Iraq’s president at that time was Nouri al-Maliki, a member of the country’s Shiite majority. Years of deposed dictator Saddam Hussein’s rule had left the Sunnis used to power and al-Maliki’s discriminatory policies that left many Sunnis disenfranchised set the ground for what was to come. “They exploited the sectarian power balance,” said Katulis.
When al-Baghdadi’s lightning offensive swept through Iraq, angry Sunni tribes fought side by side with them against an Iraqi security force they viewed as oppressive.
“Backing of Maliki was ill-conceived and fomented pro-Shia [Shiite] sectarianism,” said Farrell. This was a policy that both the Bush and Obama administration followed.
“Hindsight is 20/20, but there were clear flaws in Bush/Cheney’s strategy,” Farrell added. But while the Bush administration may have laid part of the groundwork for the Islamic State’s advent, the Obama administration is far from faultless.

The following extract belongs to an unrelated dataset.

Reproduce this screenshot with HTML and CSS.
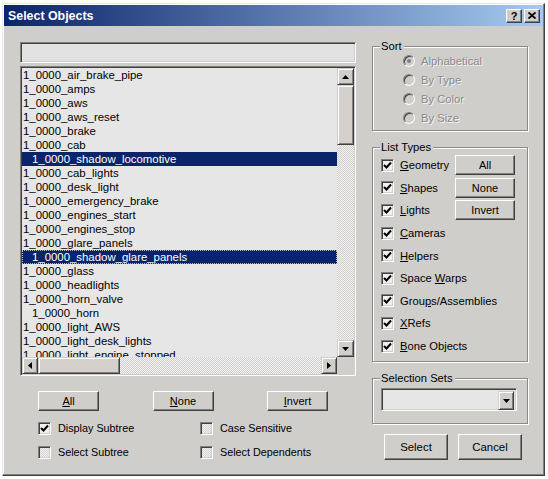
FILE: index.html
```
<!DOCTYPE html>
<html lang="en">
<head>
  <meta charset="UTF-8">
  <title>Select Objects</title>
  <link rel="stylesheet" href="styles.css">
</head>
<body>
  <div class="dialog">
    <div class="titlebar">
      <span class="title">Select Objects</span>
      <div class="caption-btns">
        <span class="cbtn">?</span>
        <span class="cbtn">
          <svg width="8" height="7" viewBox="0 0 8 7"><path d="M0.5 0.5 L7.5 6.5 M7.5 0.5 L0.5 6.5" stroke="#000" stroke-width="1.8"/></svg>
        </span>
      </div>
    </div>

    <div class="content">
      <div class="left">
        <div class="filter"></div>

        <div class="listbox">
          <div class="list-top">
            <div class="rows">
              <div class="row">1_0000_air_brake_pipe</div>
              <div class="row">1_0000_amps</div>
              <div class="row">1_0000_aws</div>
              <div class="row">1_0000_aws_reset</div>
              <div class="row">1_0000_brake</div>
              <div class="row">1_0000_cab</div>
              <div class="row child sel">1_0000_shadow_locomotive</div>
              <div class="row">1_0000_cab_lights</div>
              <div class="row">1_0000_desk_light</div>
              <div class="row">1_0000_emergency_brake</div>
              <div class="row">1_0000_engines_start</div>
              <div class="row">1_0000_engines_stop</div>
              <div class="row">1_0000_glare_panels</div>
              <div class="row child sel focus">1_0000_shadow_glare_panels</div>
              <div class="row">1_0000_glass</div>
              <div class="row">1_0000_headlights</div>
              <div class="row">1_0000_horn_valve</div>
              <div class="row child">1_0000_horn</div>
              <div class="row">1_0000_light_AWS</div>
              <div class="row">1_0000_light_desk_lights</div>
              <div class="row">1_0000_light_engine_stopped</div>
            </div>
            <div class="vscroll">
              <span class="sbtn"><svg width="7" height="4" viewBox="0 0 7 4"><path d="M3.5 0 L7 4 L0 4 Z"/></svg></span>
              <span class="vthumb"></span>
              <span class="track"></span>
              <span class="sbtn"><svg width="7" height="4" viewBox="0 0 7 4"><path d="M0 0 L7 0 L3.5 4 Z"/></svg></span>
            </div>
          </div>
          <div class="hscroll-row">
            <div class="hscroll">
              <span class="sbtn"><svg width="4" height="7" viewBox="0 0 4 7"><path d="M4 0 L4 7 L0 3.5 Z"/></svg></span>
              <span class="hthumb"></span>
              <span class="track"></span>
              <span class="sbtn"><svg width="4" height="7" viewBox="0 0 4 7"><path d="M0 0 L4 3.5 L0 7 Z"/></svg></span>
            </div>
            <div class="corner"></div>
          </div>
        </div>

        <div class="btn-row">
          <span class="btn"><u>A</u>ll</span>
          <span class="btn"><u>N</u>one</span>
          <span class="btn"><u>I</u>nvert</span>
        </div>

        <div class="opts">
          <label class="opt"><span class="chk on"><svg width="9" height="9" viewBox="0 0 9 9"><path d="M1 4 L3.5 6.5 L8 1.5" stroke="#000" stroke-width="2" fill="none"/></svg></span>Display Subtree</label>
          <label class="opt"><span class="chk dim"></span>Case Sensitive</label>
          <label class="opt"><span class="chk dim"></span>Select Subtree</label>
          <label class="opt"><span class="chk dim"></span>Select Dependents</label>
        </div>
      </div>

      <div class="right">
        <fieldset class="group sort">
          <legend>Sort</legend>
          <div class="radios">
            <div class="radio-row"><span class="radio checked"></span>Alphabetical</div>
            <div class="radio-row"><span class="radio"></span>By Type</div>
            <div class="radio-row"><span class="radio"></span>By Color</div>
            <div class="radio-row"><span class="radio"></span>By Size</div>
          </div>
        </fieldset>

        <fieldset class="group types">
          <legend>List Types</legend>
          <div class="types-list">
            <div class="type-row"><span class="chk on"><svg width="9" height="9" viewBox="0 0 9 9"><path d="M1 4 L3.5 6.5 L8 1.5" stroke="#000" stroke-width="2" fill="none"/></svg></span><span><u>G</u>eometry</span><span class="btn small">All</span></div>
            <div class="type-row"><span class="chk on"><svg width="9" height="9" viewBox="0 0 9 9"><path d="M1 4 L3.5 6.5 L8 1.5" stroke="#000" stroke-width="2" fill="none"/></svg></span><span><u>S</u>hapes</span><span class="btn small">None</span></div>
            <div class="type-row"><span class="chk on"><svg width="9" height="9" viewBox="0 0 9 9"><path d="M1 4 L3.5 6.5 L8 1.5" stroke="#000" stroke-width="2" fill="none"/></svg></span><span><u>L</u>ights</span><span class="btn small">Invert</span></div>
            <div class="type-row"><span class="chk on"><svg width="9" height="9" viewBox="0 0 9 9"><path d="M1 4 L3.5 6.5 L8 1.5" stroke="#000" stroke-width="2" fill="none"/></svg></span><span><u>C</u>ameras</span></div>
            <div class="type-row"><span class="chk on"><svg width="9" height="9" viewBox="0 0 9 9"><path d="M1 4 L3.5 6.5 L8 1.5" stroke="#000" stroke-width="2" fill="none"/></svg></span><span><u>H</u>elpers</span></div>
            <div class="type-row"><span class="chk on"><svg width="9" height="9" viewBox="0 0 9 9"><path d="M1 4 L3.5 6.5 L8 1.5" stroke="#000" stroke-width="2" fill="none"/></svg></span><span>Space <u>W</u>arps</span></div>
            <div class="type-row"><span class="chk on"><svg width="9" height="9" viewBox="0 0 9 9"><path d="M1 4 L3.5 6.5 L8 1.5" stroke="#000" stroke-width="2" fill="none"/></svg></span><span>Grou<u>p</u>s/Assemblies</span></div>
            <div class="type-row"><span class="chk on"><svg width="9" height="9" viewBox="0 0 9 9"><path d="M1 4 L3.5 6.5 L8 1.5" stroke="#000" stroke-width="2" fill="none"/></svg></span><span><u>X</u>Refs</span></div>
            <div class="type-row"><span class="chk on"><svg width="9" height="9" viewBox="0 0 9 9"><path d="M1 4 L3.5 6.5 L8 1.5" stroke="#000" stroke-width="2" fill="none"/></svg></span><span><u>B</u>one Objects</span></div>
          </div>
        </fieldset>

        <fieldset class="group sets">
          <legend>Selection Sets</legend>
          <div class="combo">
            <span class="sbtn combo-btn"><svg width="7" height="4" viewBox="0 0 7 4"><path d="M0 0 L7 0 L3.5 4 Z"/></svg></span>
          </div>
        </fieldset>

        <div class="actions">
          <span class="btn big">Select</span>
          <span class="btn big">Cancel</span>
        </div>
      </div>
    </div>
  </div>
</body>
</html>
```
FILE: styles.css
```
body {
  margin: 0;
  background: #fff;
  font-family: "Liberation Sans", Arial, sans-serif;
  font-size: 11px;
  color: #000;
}
.dialog {
  margin: 3px 0 0 2px;
  width: 543px;
  height: 473px;
  box-sizing: border-box;
  padding: 1px;
  background: #cfcecb;
  border: 1px solid;
  border-color: #e8e8e8 #404040 #404040 #e8e8e8;
  box-shadow: inset -1px -1px 0 #808080, inset 1px 1px 0 #fff;
}
.titlebar {
  height: 21px;
  display: flex;
  align-items: center;
  justify-content: space-between;
  padding: 0 3px 0 4px;
  background: linear-gradient(to right, #0a246a, #a6caf0);
}
.title {
  color: #fff;
  font-weight: bold;
  font-size: 12.4px;
  padding-top: 1px;
}
.caption-btns {
  display: flex;
  gap: 2px;
}
.cbtn {
  width: 16px;
  height: 14px;
  box-sizing: border-box;
  display: flex;
  align-items: center;
  justify-content: center;
  background: #cfcecb;
  border: 1px solid;
  border-color: #fff #404040 #404040 #fff;
  box-shadow: inset -1px -1px 0 #808080;
  font-weight: bold;
  font-size: 11px;
  line-height: 12px;
}

.content {
  display: flex;
  gap: 16px;
  padding: 16px 0 0 16px;
}
.left {
  width: 336px;
}

/* sunken fields */
.filter, .listbox, .combo {
  box-sizing: border-box;
  border: 1px solid;
  border-color: #808080 #fff #fff #808080;
  box-shadow: inset 1px 1px 0 #404040, inset -1px -1px 0 #cfcecb;
  background: #e6e6e6;
}
.filter {
  height: 21px;
  background: #e2e2e2;
}
.listbox {
  margin-top: 3px;
  height: 310px;
  padding: 1px;
  display: flex;
  flex-direction: column;
}
.list-top {
  flex: 1;
  display: flex;
  min-height: 0;
}
.rows {
  flex: 1;
  overflow: hidden;
  font-size: 11.4px;
}
.row {
  height: 14px;
  line-height: 14px;
  padding-left: 1px;
  white-space: nowrap;
}
.row.child {
  padding-left: 10px;
}
.row.sel {
  background: #0a246a;
  color: #fff;
}
.row.focus {
  outline: 1px dotted #b8b8b8;
  outline-offset: -1px;
}

/* scrollbars */
.sbtn {
  width: 17px;
  height: 17px;
  box-sizing: border-box;
  display: flex;
  align-items: center;
  justify-content: center;
  background: #cfcecb;
  border: 1px solid;
  border-color: #cfcecb #404040 #404040 #cfcecb;
  box-shadow: inset 1px 1px 0 #fff, inset -1px -1px 0 #808080;
  flex: none;
}
.sbtn svg {
  fill: #000;
}
.track {
  flex: 1;
  background: repeating-conic-gradient(#f4f4f4 0 25%, #cfcecb 0 50%) 0 0 / 2px 2px;
}
.vscroll {
  width: 17px;
  display: flex;
  flex-direction: column;
}
.vthumb, .hthumb {
  box-sizing: border-box;
  background: #d6d0cc;
  border: 1px solid;
  border-color: #cfcecb #404040 #404040 #cfcecb;
  box-shadow: inset 1px 1px 0 #fff, inset -1px -1px 0 #808080;
  flex: none;
}
.vthumb {
  height: 60px;
}
.hscroll-row {
  height: 17px;
  display: flex;
}
.hscroll {
  flex: 1;
  display: flex;
}
.hscroll .sbtn {
  width: 16px;
}
.hthumb {
  width: 82px;
}
.corner {
  width: 17px;
  background: #cfcecb;
}

/* buttons */
.btn {
  box-sizing: border-box;
  display: flex;
  align-items: center;
  justify-content: center;
  background: #cfcecb;
  border: 1px solid;
  border-color: #fff #404040 #404040 #fff;
  box-shadow: inset -1px -1px 0 #808080;
  font-size: 11px;
}
.btn-row {
  margin-top: 15px;
  padding: 0 28px 0 18px;
  display: flex;
  justify-content: space-between;
}
.btn-row .btn {
  width: 61px;
  height: 20px;
}

/* checkboxes */
.chk {
  width: 13px;
  height: 13px;
  box-sizing: border-box;
  flex: none;
  display: flex;
  align-items: center;
  justify-content: center;
  border: 1px solid;
  border-color: #808080 #fff #fff #808080;
  box-shadow: inset 1px 1px 0 #404040, inset -1px -1px 0 #cfcecb;
  background: #f0f0f0;
}
.chk.dim {
  background: repeating-conic-gradient(#f0f0f0 0 25%, #d6d6d6 0 50%) 0 0 / 2px 2px;
}
.opts {
  margin-top: 5px;
  padding-left: 18px;
  display: grid;
  grid-template-columns: 162px auto;
  grid-auto-rows: 24px;
  font-size: 10.8px;
}
.opt {
  display: flex;
  align-items: center;
  gap: 7px;
}

/* right side */
.right {
  width: 156px;
  margin-top: -2px;
}
.group {
  margin: 0;
  padding: 0;
  border: 1px solid #8a8a8a;
  box-shadow: inset 1px 1px 0 #fff, 1px 1px 0 #fff;
  min-width: 0;
}
.group legend {
  margin-left: 7px;
  padding: 0 2px 0 1px;
  background: #cfcecb;
  line-height: 13px;
  font-size: 11.2px;
}
.group + .group {
  margin-top: 10px;
}
.radios {
  margin-top: -2px;
  padding: 0 0 3px 30px;
  color: #8a8a8a;
  text-shadow: 1px 1px 0 #f4f4f4;
  font-size: 11.2px;
}
.radio-row {
  height: 19px;
  display: flex;
  align-items: center;
  gap: 6px;
}
.radio {
  width: 12px;
  height: 12px;
  box-sizing: border-box;
  border-radius: 50%;
  border: 1px solid;
  border-color: #808080 #fff #fff #808080;
  box-shadow: inset 1px 1px 0 #404040;
  background: #cfcecb;
  display: flex;
  align-items: center;
  justify-content: center;
}
.radio.checked::after {
  content: "";
  width: 4px;
  height: 4px;
  border-radius: 50%;
  background: #808080;
}
.types-list {
  padding: 0 12px 4px 8px;
  font-size: 11.2px;
}
.type-row {
  height: 22.6px;
  display: flex;
  align-items: center;
  white-space: nowrap;
}
.type-row .chk {
  margin-right: 6px;
}
.btn.small {
  margin-left: auto;
  width: 60px;
  height: 20px;
}
.combo {
  margin: 3px 0 12px 8px;
  width: 136px;
  height: 23px;
  padding: 2px;
  display: flex;
  justify-content: flex-end;
}
.combo-btn {
  width: 16px;
  height: 19px;
}
.actions {
  margin-top: 10px;
  padding-left: 12px;
  display: flex;
  gap: 10px;
}
.btn.big {
  width: 64px;
  height: 26px;
  font-size: 11.4px;
}
```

“Obama is also to blame,” said Farrell. “While Bush was too hard, Obama was too soft.”
From a report in the New York Times last August:
That fact has led American lawmakers and political figures, including former Secretary of State Hillary Rodham Clinton, to accuse President Obama of aiding ISIS’ rise in two ways: first by completely withdrawing American troops from Iraq in 2011, then by hesitating to arm more moderate Syrian opposition groups early in that conflict.
Obama’s legacy in Iraq and Syria will likely be decided after his term comes to an end in 2016. The notion that arming Syria’s rebels would have made a positive difference has been debated by experts (here, here and here). And the notion that the U.S. withdrew too early from Iraq has been widely advocated by some analysts and dismissed by others.
The responsibility of who fomented the rise of the Islamic State therefore falls on the shoulders of many actors, both American and Middle Eastern. Accusing Jeb Bush’s brother of “creating ISIS” is, according to Katulis, is “obviously an oversimplification of what’s been happening for years.”